When I look at the way things are on the planet, I find it impossible to believe there is any such benevolent superbeing ruling over the world, in control of our collective destiny. One look in the daily paper will prove that this is NOT the case. When entire cultures go to war over whose view of god is correct, damning and annihilating anyone who deigns to believe otherwise, I fail utterly to comprehend how any clear-thinking individual can possibly believe in the concept of "god's will." What kind of sick, twisted god would allow thousands, aye millions, of people to die for his vanity? What sort of perversion is that? When innocent men and women are gunned down on their school campuses--such as the recent massacre in Virginia--can anybody truly, with conviction, stand up and say it was the will of god? If so, then I say the lord truly does work in mysterious, even clandestine, ways. And personally, I would not wish to be acquainted with such a monstrous, irrational god. Indeed, the christian bible talks of the wrath of god, but also of the mercy of god. Can these two philosophies exist inside the same deity? If god is supposed to be merciful, then why must christians be god-fearing? What is there to fear from a benevolet, all-forgiving deity? A seemingly irreconcilable conundrum.
When I was a sophomore in college in 1987, I found a copy of The Satanic Bible by Anton Szandor LaVey at a local used bookstore, and my life was instantly changed. I had spent much of the past year searching for something I could believe in. While there was no mistaking my hatred for god and christianity, I still was not sure what I was. Did I believe in god? Did I believe in Satan? I suppose I would have to say that, if there is a god, then there must, by definition, be a Satan. Without darkness, there can be no light. One defines the other. And since I could put no stock in god's ability to control the planet, it stood to reason that the power must lie with Satan. I read The Satanic Bible, and still read from it every night, though I must confess I cannot put complete stock in it anymore than I can the christian bible. I will say that it makes infinitely more sense. However, I think it is dangerously unwise to accept any scripture at face value. Every religion must be tailor-made to one's own frame of mind. As LaVey himself states, "I question all things." This, then, must include his own teachings.

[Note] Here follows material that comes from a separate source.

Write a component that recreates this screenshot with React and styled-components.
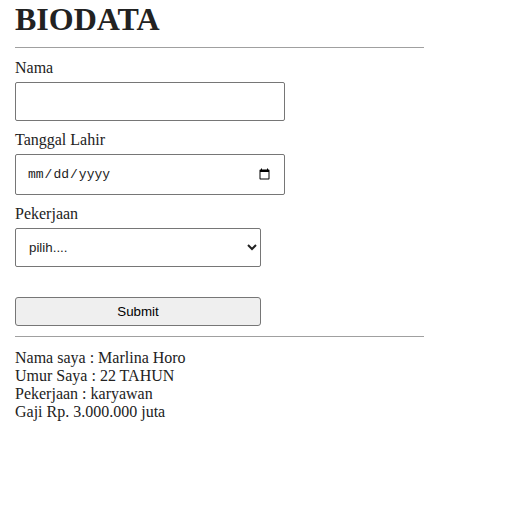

LaVey states that man is the only supreme being, in total control of his environment. I do agree that I am in command of my own destiny--I choose what is right for me, and what is wrong. I determine what my future will be, and how to best go about attaining my goals. Of course, there will always be things which crop up to alter the course, but it is up to me to choose the best way around these obstacles. Nothing is preordained. At the same time, though, this philosophy leaves me with a hole in my heart. The same longing christians feel for the presence of god, I feel for the presence of Satan. I need to believe in a higher power, and that one day I will get the chance to serve Him throughout eternity, carrying out His unholy bidding for the human race. I need to feel I can reach out to a higher power when I need guidance. And His infernal name is Satan!
A Point of Clarification
I guess if I was pressed to give an answer to my previous question, I would have to say, "Yes, I do believe in god, but I also believe in Satan." LaVey made an excellent point in The Satanic Bible when he opted to celebrate the human race for what it truly is: a base, often horrible, creature which is only out for itself. As he put it, "Self-preservation is the highest law!" Self-preservation at all costs! It is the absolute most basic human instinct. Therefore, I ask, why should we deny the truth about ourselves? Why should we close our eyes to what we clearly, and quite naturally, are? The human race is savage and bloodthirsty. These are our inborn instincts. It is much easier to believe that the reason for all the violence in the world today is because that is just the way man is. A predator, born and bred. I accept that fully! And, if the christian fodder upon which the Satanic Man must feed is correct, and the Dark Lord Satan is the cause of all this, why hide our heads from the truth? Again, to quote LaVey, "Victory is the basis of right." Thus I choose to be on the winning side.
While I respect everyone's right to believe what he or she chooses, and ask no more than that they pay me the same courtesy, I feel it necessary to point out a few reasons why I opt to reject god and the so-called teachings of jesus. Let me go back to a phrase I used earlier, "god's will." The christians of the world would say that Satan is the cause of all the violence and evil in the world, the reason the planet is drenched in the blood of innocent victims. Yet at the same time, as a way of consoling themselves, they declare that it is god's will. How can it be Satan's will and god's will at the same time, unless they are one and the same? How many christians would concede that? Yet another conundrum. If the christians stopped to think before they spoke, they would find themselves faced with some ugly truths about themselves which bear out my argument. Take the rite of communion. Those who truly profess to believe in jesus take the wine and the wafer, and accept without question that these snacks from the supermarket shelf actually do become the blood and body of christ. Transubstantiation. Very well, but wouldn't that mean that all christians thus become cannibalistic vampires? Eating human flesh, drinking human blood. What could be a more brutal depiction of human depravity?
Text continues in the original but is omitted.